Q: What if I have a really simple requirement like giving access to just a couple of people - doesn’t this license approach just add complexity?
If a data item needs to be locked down to a small group of people, say the chief investigator and the participants in a recorded dialogue then an obvious implementation is to maintain a small access control list (ACL) for the item. But all of the issues identified above with application-specific ACLs are the same, no matter the size of the cohort: the data set can’t be access controlled outside of its home system. If the system is no longer running then the data may be completely inaccessible, and if there is no license document stored with the data setting out terms of re-use in general terms then there is no indication to future administrators about who, if anyone, should have access of the data.
The final three slides have been contributed by co-author Patrick.
These slides briefly outline the AAF process for the next phase that will provide the foundations for the development of the service and the creation of those policies to support the community and the service.
This process will support the project to deliver a viable service that meets researchers’ needs and is trusted by the community and the participants to safely distribute data to authorised persons.
The AAF’s business analyst is conducting interviews with the key stakeholders.

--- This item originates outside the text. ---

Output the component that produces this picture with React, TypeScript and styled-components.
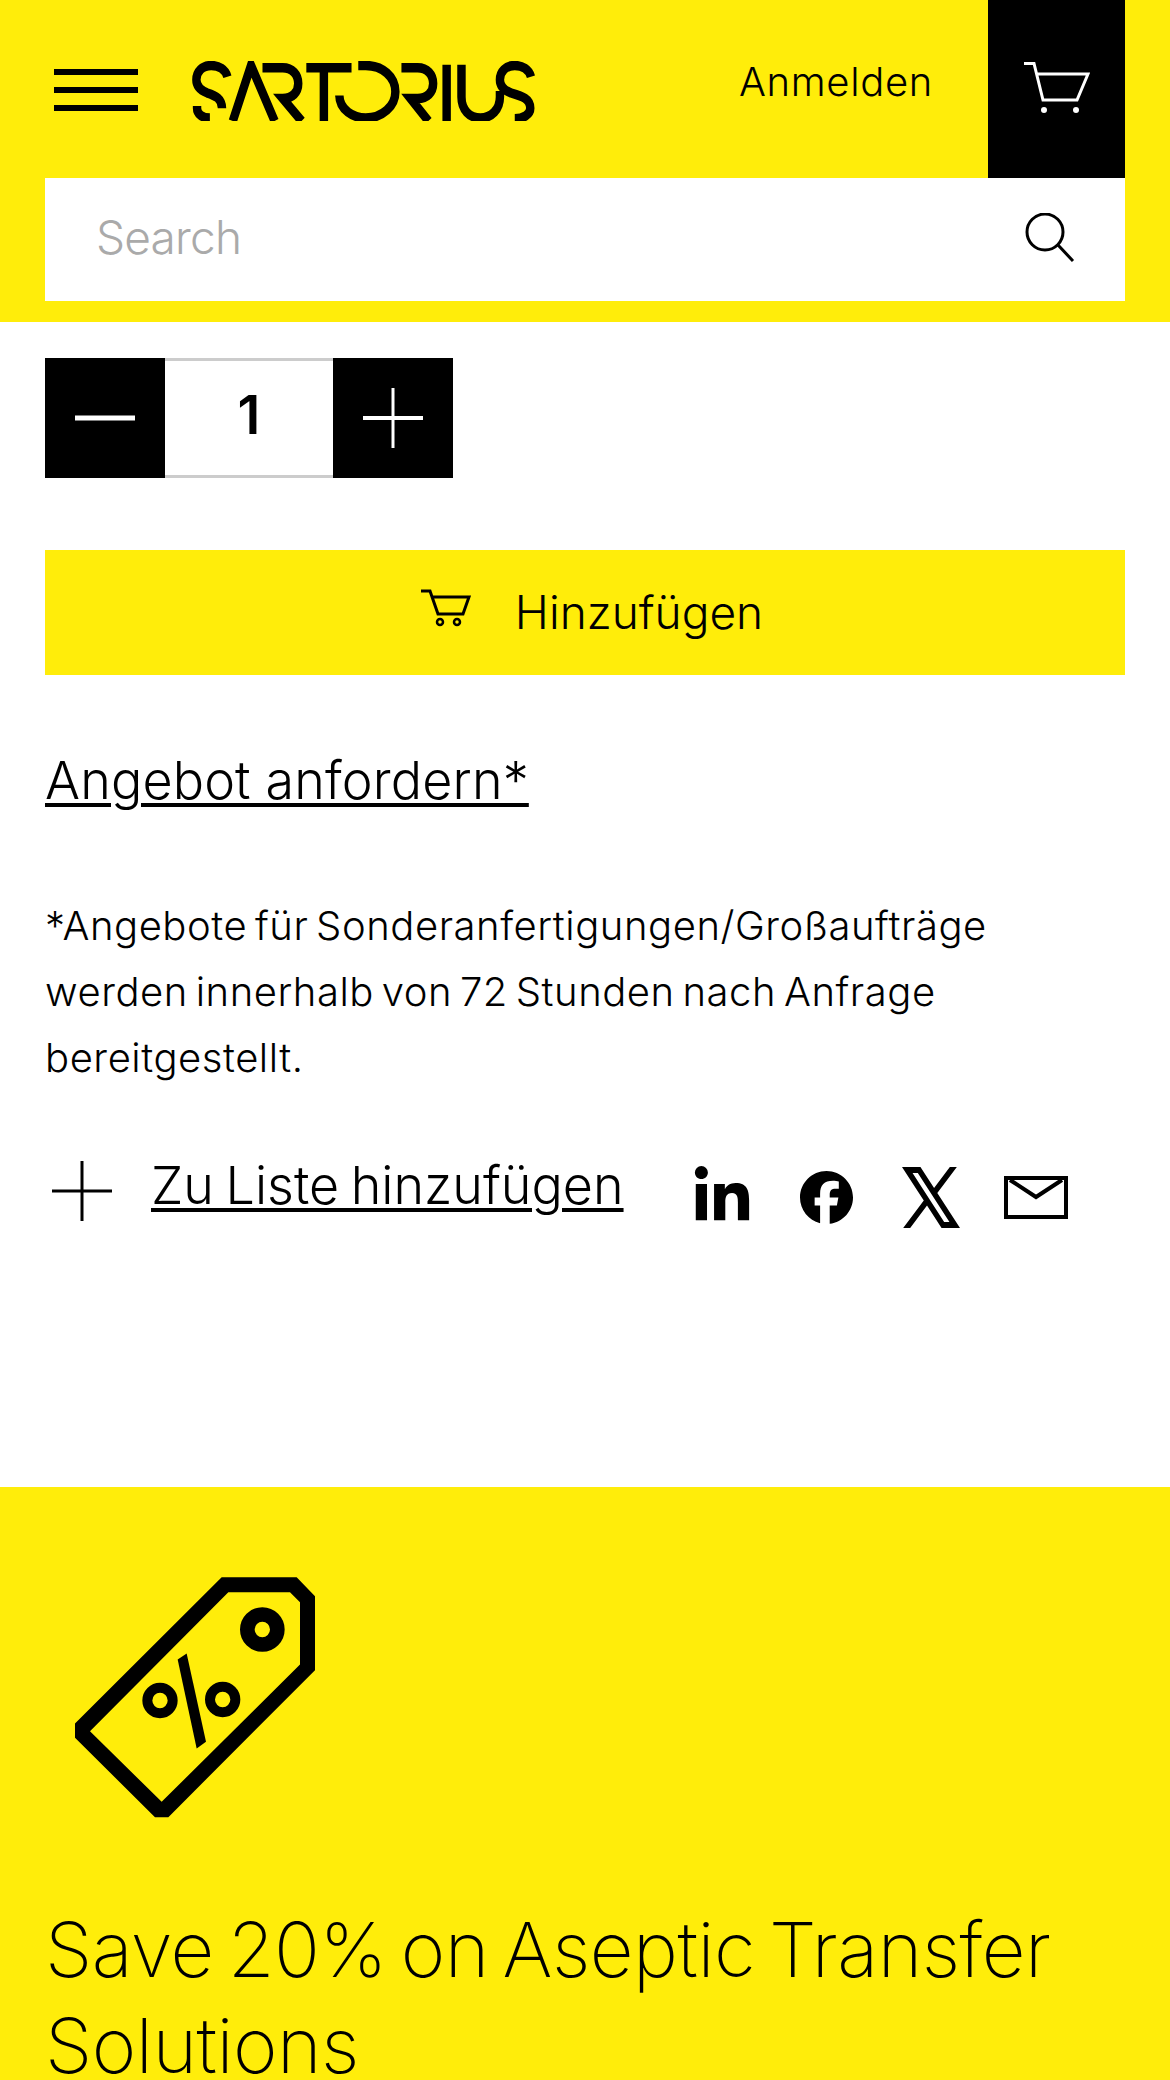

This discovery process will collect information on the current and the “to-be” state of the service.
Together these will establish goals and expectations and provide the basis for further prototyping a service that meets stakeholder needs.
The process will facilitate the building of a service that empowers the data custodians, the communities and participants to manage access.
The basis for prototyping is iterative: Identify Prioritise Pilot Review Update requirements
This leads to a production service that meets participant, community and researcher requirements and unifies the services, policies and trust framework for the community.